- [EXTRACTED MATERIAL]
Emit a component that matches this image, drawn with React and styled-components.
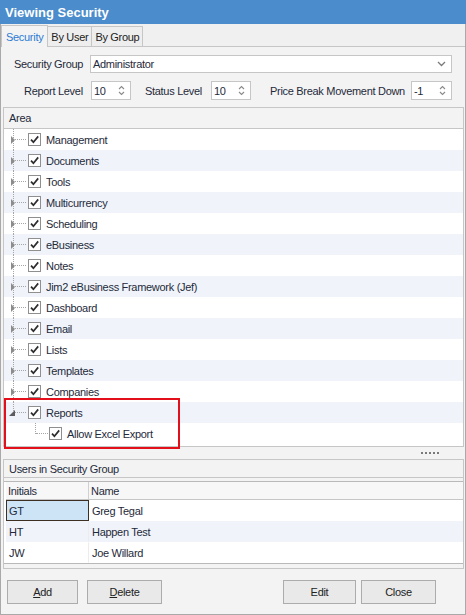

--

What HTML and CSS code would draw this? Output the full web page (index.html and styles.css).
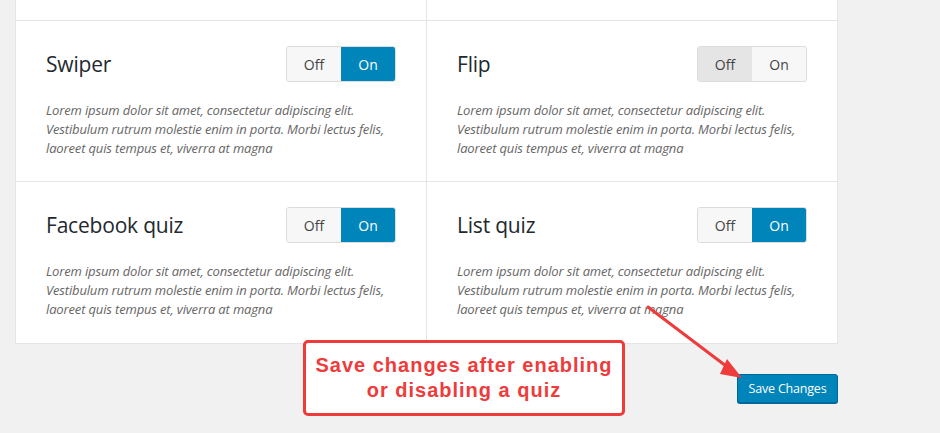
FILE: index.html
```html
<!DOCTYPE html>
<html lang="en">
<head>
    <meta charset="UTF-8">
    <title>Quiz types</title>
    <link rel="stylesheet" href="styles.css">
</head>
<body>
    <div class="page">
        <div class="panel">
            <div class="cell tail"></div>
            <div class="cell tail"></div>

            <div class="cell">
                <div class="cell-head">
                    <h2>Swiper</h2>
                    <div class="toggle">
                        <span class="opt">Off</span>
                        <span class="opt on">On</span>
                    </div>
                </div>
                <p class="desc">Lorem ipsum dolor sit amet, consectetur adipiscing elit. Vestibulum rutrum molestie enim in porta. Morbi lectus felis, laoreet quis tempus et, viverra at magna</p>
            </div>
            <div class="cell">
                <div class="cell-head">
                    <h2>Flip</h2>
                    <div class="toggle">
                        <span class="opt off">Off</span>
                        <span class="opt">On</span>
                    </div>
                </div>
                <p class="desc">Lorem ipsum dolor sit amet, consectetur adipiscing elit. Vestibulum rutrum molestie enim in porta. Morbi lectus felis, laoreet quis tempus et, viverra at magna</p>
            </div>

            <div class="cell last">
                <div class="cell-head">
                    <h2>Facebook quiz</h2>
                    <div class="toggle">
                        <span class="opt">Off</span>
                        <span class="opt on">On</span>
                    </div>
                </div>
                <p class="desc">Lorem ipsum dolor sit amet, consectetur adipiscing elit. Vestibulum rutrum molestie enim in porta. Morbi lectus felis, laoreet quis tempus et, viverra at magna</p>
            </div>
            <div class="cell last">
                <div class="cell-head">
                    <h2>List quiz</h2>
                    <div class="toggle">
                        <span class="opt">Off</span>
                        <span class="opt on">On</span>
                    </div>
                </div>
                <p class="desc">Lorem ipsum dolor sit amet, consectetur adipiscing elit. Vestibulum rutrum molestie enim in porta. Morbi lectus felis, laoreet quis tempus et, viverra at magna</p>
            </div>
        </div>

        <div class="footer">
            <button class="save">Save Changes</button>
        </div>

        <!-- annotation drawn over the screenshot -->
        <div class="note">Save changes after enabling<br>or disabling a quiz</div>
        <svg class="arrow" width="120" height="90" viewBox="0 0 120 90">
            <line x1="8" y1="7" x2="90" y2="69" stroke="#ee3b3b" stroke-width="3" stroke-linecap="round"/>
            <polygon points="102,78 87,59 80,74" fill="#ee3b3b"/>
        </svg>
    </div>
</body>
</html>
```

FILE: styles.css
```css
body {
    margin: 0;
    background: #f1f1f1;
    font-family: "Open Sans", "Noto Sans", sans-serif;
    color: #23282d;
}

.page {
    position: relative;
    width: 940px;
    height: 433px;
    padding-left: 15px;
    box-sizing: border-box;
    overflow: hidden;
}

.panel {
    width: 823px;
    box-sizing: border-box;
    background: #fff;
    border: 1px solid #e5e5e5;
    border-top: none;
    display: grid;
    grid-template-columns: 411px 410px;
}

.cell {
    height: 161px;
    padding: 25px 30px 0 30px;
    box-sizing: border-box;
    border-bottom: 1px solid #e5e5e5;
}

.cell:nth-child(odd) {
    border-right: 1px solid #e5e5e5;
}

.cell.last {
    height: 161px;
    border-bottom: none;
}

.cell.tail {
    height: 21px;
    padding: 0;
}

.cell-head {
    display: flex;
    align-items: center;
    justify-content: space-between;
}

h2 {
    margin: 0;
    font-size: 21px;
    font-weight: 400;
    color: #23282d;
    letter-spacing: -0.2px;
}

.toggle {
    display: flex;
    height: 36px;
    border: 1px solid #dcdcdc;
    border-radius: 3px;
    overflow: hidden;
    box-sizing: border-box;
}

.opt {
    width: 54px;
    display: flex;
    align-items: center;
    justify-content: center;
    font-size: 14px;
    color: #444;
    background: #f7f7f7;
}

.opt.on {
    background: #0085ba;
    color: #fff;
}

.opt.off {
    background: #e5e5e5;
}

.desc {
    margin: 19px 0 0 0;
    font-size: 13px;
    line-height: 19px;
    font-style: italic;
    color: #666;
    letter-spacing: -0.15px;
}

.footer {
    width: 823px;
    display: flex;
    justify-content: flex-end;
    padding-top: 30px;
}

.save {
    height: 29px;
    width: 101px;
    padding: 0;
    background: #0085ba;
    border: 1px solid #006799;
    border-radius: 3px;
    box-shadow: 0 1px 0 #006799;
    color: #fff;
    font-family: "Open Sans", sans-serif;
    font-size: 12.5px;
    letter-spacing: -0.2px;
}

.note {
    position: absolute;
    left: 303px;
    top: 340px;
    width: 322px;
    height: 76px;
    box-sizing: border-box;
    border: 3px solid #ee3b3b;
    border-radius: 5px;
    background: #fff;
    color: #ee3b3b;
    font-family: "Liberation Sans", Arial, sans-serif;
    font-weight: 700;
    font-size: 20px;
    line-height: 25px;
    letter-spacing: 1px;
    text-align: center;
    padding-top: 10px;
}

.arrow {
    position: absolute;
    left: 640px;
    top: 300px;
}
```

- [WHAT TO WORK ON] Using the listing above, show every line that includes the string "drawn".

- [IN RESPONSE]
Emit a component that matches this image, drawn with React and styled-components.
        <!-- annotation drawn over the screenshot -->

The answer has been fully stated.